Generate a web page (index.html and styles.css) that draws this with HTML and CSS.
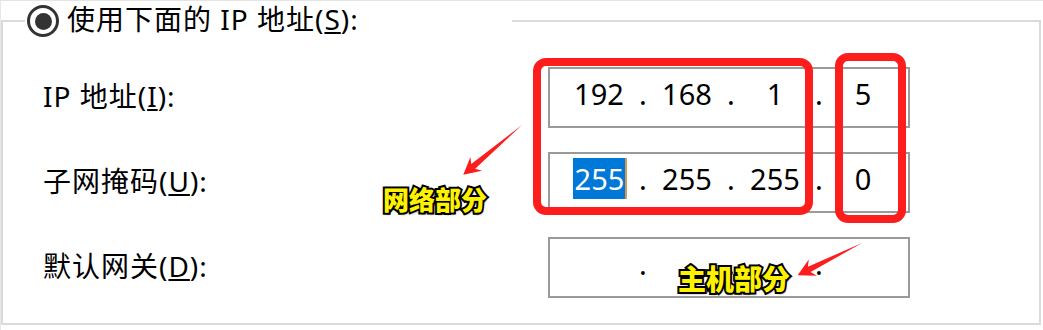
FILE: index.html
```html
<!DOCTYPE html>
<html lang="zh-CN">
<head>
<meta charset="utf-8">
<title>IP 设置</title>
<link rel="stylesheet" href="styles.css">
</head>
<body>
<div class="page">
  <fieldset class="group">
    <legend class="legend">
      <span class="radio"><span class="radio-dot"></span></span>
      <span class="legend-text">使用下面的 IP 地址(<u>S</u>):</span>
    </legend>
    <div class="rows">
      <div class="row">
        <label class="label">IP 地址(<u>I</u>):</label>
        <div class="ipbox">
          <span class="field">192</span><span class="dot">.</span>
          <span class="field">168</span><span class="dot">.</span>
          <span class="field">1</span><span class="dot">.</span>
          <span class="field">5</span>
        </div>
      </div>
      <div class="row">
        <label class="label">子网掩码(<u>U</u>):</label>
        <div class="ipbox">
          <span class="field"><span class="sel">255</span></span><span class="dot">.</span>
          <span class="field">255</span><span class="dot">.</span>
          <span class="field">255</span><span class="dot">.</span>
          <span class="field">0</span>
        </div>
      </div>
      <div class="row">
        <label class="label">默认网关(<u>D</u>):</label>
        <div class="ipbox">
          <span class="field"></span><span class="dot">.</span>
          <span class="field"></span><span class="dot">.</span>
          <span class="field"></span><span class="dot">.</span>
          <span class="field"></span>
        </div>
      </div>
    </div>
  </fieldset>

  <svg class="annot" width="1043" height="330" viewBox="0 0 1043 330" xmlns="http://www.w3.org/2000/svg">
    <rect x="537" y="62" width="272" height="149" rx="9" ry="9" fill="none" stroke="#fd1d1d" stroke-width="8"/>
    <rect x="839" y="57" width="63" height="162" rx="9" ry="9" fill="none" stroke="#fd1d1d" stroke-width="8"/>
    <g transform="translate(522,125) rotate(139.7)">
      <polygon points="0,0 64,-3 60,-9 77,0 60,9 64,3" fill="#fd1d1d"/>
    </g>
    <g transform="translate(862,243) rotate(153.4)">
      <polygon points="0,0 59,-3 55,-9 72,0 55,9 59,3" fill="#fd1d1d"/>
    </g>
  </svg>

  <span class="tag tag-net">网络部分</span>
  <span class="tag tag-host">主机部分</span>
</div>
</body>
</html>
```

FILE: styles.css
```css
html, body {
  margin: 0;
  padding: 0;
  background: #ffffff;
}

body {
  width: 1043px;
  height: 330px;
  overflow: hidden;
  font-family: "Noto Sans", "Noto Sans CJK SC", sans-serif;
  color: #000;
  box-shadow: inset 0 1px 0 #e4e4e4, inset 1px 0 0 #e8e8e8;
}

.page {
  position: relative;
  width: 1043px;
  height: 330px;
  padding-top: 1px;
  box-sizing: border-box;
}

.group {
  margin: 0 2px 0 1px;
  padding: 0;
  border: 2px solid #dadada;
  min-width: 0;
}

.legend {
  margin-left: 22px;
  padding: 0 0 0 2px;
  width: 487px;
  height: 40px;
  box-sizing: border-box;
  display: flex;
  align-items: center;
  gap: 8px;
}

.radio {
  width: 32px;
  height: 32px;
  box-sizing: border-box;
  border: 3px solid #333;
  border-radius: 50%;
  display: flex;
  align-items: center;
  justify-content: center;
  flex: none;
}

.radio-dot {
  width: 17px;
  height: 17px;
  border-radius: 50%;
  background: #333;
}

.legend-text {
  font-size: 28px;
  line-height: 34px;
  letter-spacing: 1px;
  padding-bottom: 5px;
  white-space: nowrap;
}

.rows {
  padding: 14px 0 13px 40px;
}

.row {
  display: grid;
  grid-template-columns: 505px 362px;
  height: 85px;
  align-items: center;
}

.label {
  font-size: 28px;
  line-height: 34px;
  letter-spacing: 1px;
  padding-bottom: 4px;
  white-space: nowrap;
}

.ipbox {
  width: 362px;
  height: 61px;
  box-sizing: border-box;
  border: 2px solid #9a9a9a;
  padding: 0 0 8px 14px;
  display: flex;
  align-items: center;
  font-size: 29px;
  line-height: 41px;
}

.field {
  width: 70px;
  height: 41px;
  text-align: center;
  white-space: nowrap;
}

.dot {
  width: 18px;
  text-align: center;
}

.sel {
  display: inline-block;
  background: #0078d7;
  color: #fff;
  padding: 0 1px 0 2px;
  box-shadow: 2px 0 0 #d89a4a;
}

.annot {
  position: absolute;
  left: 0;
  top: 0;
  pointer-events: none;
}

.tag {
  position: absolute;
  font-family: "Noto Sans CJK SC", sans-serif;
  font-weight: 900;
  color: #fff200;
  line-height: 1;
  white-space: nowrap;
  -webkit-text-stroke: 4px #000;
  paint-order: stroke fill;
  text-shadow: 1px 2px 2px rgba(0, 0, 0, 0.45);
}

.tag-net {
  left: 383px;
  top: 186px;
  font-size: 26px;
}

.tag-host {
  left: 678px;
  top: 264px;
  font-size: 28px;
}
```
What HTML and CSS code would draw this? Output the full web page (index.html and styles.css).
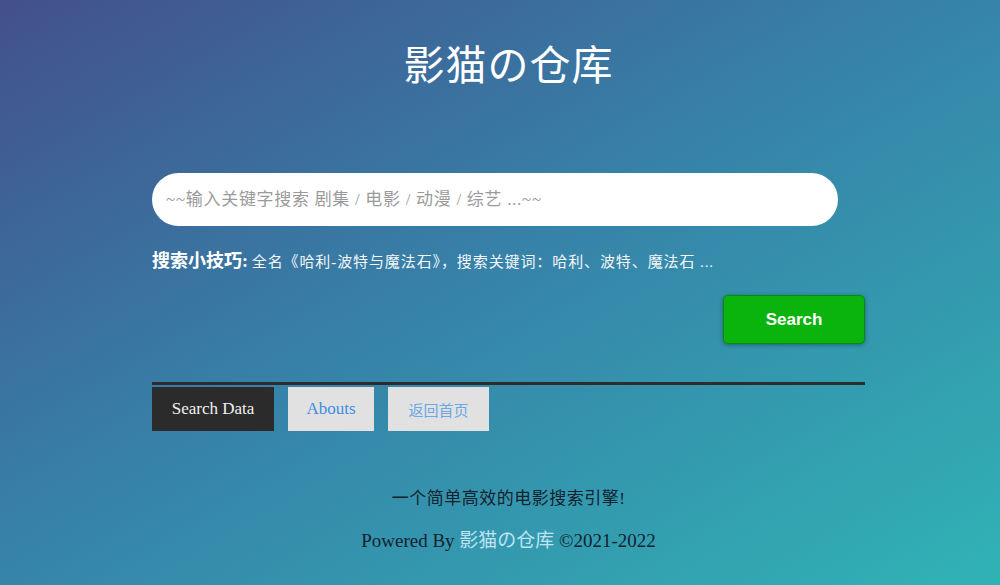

▬▬▬▬▬▬

**Aim of the exercise:** Your copy of the data above should match it exactly, except that pictures are left out.

**Result:**
Generate a web page (index.html and styles.css) that draws this with HTML and CSS.
FILE: index.html
```html
<!DOCTYPE html>
<html lang="zh-CN">
<head>
<meta charset="utf-8">
<title>IP 设置</title>
<link rel="stylesheet" href="styles.css">
</head>
<body>
<div class="page">
  <fieldset class="group">
    <legend class="legend">
      <span class="radio"><span class="radio-dot"></span></span>
      <span class="legend-text">使用下面的 IP 地址(<u>S</u>):</span>
    </legend>
    <div class="rows">
      <div class="row">
        <label class="label">IP 地址(<u>I</u>):</label>
        <div class="ipbox">
          <span class="field">192</span><span class="dot">.</span>
          <span class="field">168</span><span class="dot">.</span>
          <span class="field">1</span><span class="dot">.</span>
          <span class="field">5</span>
        </div>
      </div>
      <div class="row">
        <label class="label">子网掩码(<u>U</u>):</label>
        <div class="ipbox">
          <span class="field"><span class="sel">255</span></span><span class="dot">.</span>
          <span class="field">255</span><span class="dot">.</span>
          <span class="field">255</span><span class="dot">.</span>
          <span class="field">0</span>
        </div>
      </div>
      <div class="row">
        <label class="label">默认网关(<u>D</u>):</label>
        <div class="ipbox">
          <span class="field"></span><span class="dot">.</span>
          <span class="field"></span><span class="dot">.</span>
          <span class="field"></span><span class="dot">.</span>
          <span class="field"></span>
        </div>
      </div>
    </div>
  </fieldset>

  <svg class="annot" width="1043" height="330" viewBox="0 0 1043 330" xmlns="http://www.w3.org/2000/svg">
    <rect x="537" y="62" width="272" height="149" rx="9" ry="9" fill="none" stroke="#fd1d1d" stroke-width="8"/>
    <rect x="839" y="57" width="63" height="162" rx="9" ry="9" fill="none" stroke="#fd1d1d" stroke-width="8"/>
    <g transform="translate(522,125) rotate(139.7)">
      <polygon points="0,0 64,-3 60,-9 77,0 60,9 64,3" fill="#fd1d1d"/>
    </g>
    <g transform="translate(862,243) rotate(153.4)">
      <polygon points="0,0 59,-3 55,-9 72,0 55,9 59,3" fill="#fd1d1d"/>
    </g>
  </svg>

  <span class="tag tag-net">网络部分</span>
  <span class="tag tag-host">主机部分</span>
</div>
</body>
</html>
```

FILE: styles.css
```css
html, body {
  margin: 0;
  padding: 0;
  background: #ffffff;
}

body {
  width: 1043px;
  height: 330px;
  overflow: hidden;
  font-family: "Noto Sans", "Noto Sans CJK SC", sans-serif;
  color: #000;
  box-shadow: inset 0 1px 0 #e4e4e4, inset 1px 0 0 #e8e8e8;
}

.page {
  position: relative;
  width: 1043px;
  height: 330px;
  padding-top: 1px;
  box-sizing: border-box;
}

.group {
  margin: 0 2px 0 1px;
  padding: 0;
  border: 2px solid #dadada;
  min-width: 0;
}

.legend {
  margin-left: 22px;
  padding: 0 0 0 2px;
  width: 487px;
  height: 40px;
  box-sizing: border-box;
  display: flex;
  align-items: center;
  gap: 8px;
}

.radio {
  width: 32px;
  height: 32px;
  box-sizing: border-box;
  border: 3px solid #333;
  border-radius: 50%;
  display: flex;
  align-items: center;
  justify-content: center;
  flex: none;
}

.radio-dot {
  width: 17px;
  height: 17px;
  border-radius: 50%;
  background: #333;
}

.legend-text {
  font-size: 28px;
  line-height: 34px;
  letter-spacing: 1px;
  padding-bottom: 5px;
  white-space: nowrap;
}

.rows {
  padding: 14px 0 13px 40px;
}

.row {
  display: grid;
  grid-template-columns: 505px 362px;
  height: 85px;
  align-items: center;
}

.label {
  font-size: 28px;
  line-height: 34px;
  letter-spacing: 1px;
  padding-bottom: 4px;
  white-space: nowrap;
}

.ipbox {
  width: 362px;
  height: 61px;
  box-sizing: border-box;
  border: 2px solid #9a9a9a;
  padding: 0 0 8px 14px;
  display: flex;
  align-items: center;
  font-size: 29px;
  line-height: 41px;
}

.field {
  width: 70px;
  height: 41px;
  text-align: center;
  white-space: nowrap;
}

.dot {
  width: 18px;
  text-align: center;
}

.sel {
  display: inline-block;
  background: #0078d7;
  color: #fff;
  padding: 0 1px 0 2px;
  box-shadow: 2px 0 0 #d89a4a;
}

.annot {
  position: absolute;
  left: 0;
  top: 0;
  pointer-events: none;
}

.tag {
  position: absolute;
  font-family: "Noto Sans CJK SC", sans-serif;
  font-weight: 900;
  color: #fff200;
  line-height: 1;
  white-space: nowrap;
  -webkit-text-stroke: 4px #000;
  paint-order: stroke fill;
  text-shadow: 1px 2px 2px rgba(0, 0, 0, 0.45);
}

.tag-net {
  left: 383px;
  top: 186px;
  font-size: 26px;
}

.tag-host {
  left: 678px;
  top: 264px;
  font-size: 28px;
}
```
What HTML and CSS code would draw this? Output the full web page (index.html and styles.css).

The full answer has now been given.